Conclusion and Recommendation
Following review, and for the reasons stated above, I recommend the Petition be DISMISSED. I further recommend pursuant to 28 U.S.C. § 2253 that Mr. Gordon be granted a certificate of appealability as to the Fourth Ground for Relief only.
Objections, Review, and Appeal
Within 14 days after being served with a copy of this Report and Recommendation, a party may serve and file specific written objections to the proposed findings and recommendations of the Magistrate Judge. See Fed. R. Civ. P. 72(b)(2); see also 28 U.S.C. § 636(b)(1); Local Civ. R. 72.3(b). Properly asserted objections shall be reviewed de novo by the assigned district judge.

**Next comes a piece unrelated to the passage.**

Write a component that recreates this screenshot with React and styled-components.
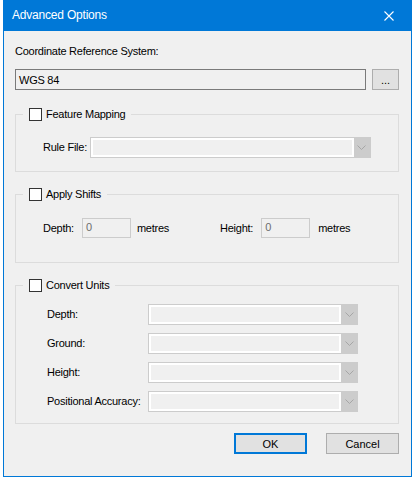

Failure to file objections within the specified time may result in the forfeiture or waiver of the right to raise the issue on appeal, either to the district judge or in a subsequent appeal to the United States Court of Appeals, depending on how or whether the party responds to the Report and Recommendation. Berkshire v. Dahl, 928 F.3d 520, 530 (6th Cir. 2019). Objections must be specific and not merely indicate a general objection to the entirety of the Report and Recommendation; “a general objection has the same effect as would a failure to object.” Howard v. Sec'y of Health and Hum. Servs., 932 F.2d 505, 509 (6th Cir. 1991). Objections should focus on specific concerns and not merely restate the arguments in briefs submitted to the Magistrate Judge. “A reexamination of the exact same argument that was presented to the Magistrate Judge without specific objections ‘wastes judicial resources rather than saving them and runs contrary to the purpose of the Magistrates Act.'” Overholt v. Green, No. 1:17-CV-00186, 2018 WL 3018175, at *2 (W.D. Ky. June 15, 2018) (quoting Howard, 932 F.2d at 509). The failure to assert specific objections may in rare cases be excused in the interest of justice. See United States v. Wandahsega, 924 F.3d 868, 878-79 (6th Cir. 2019).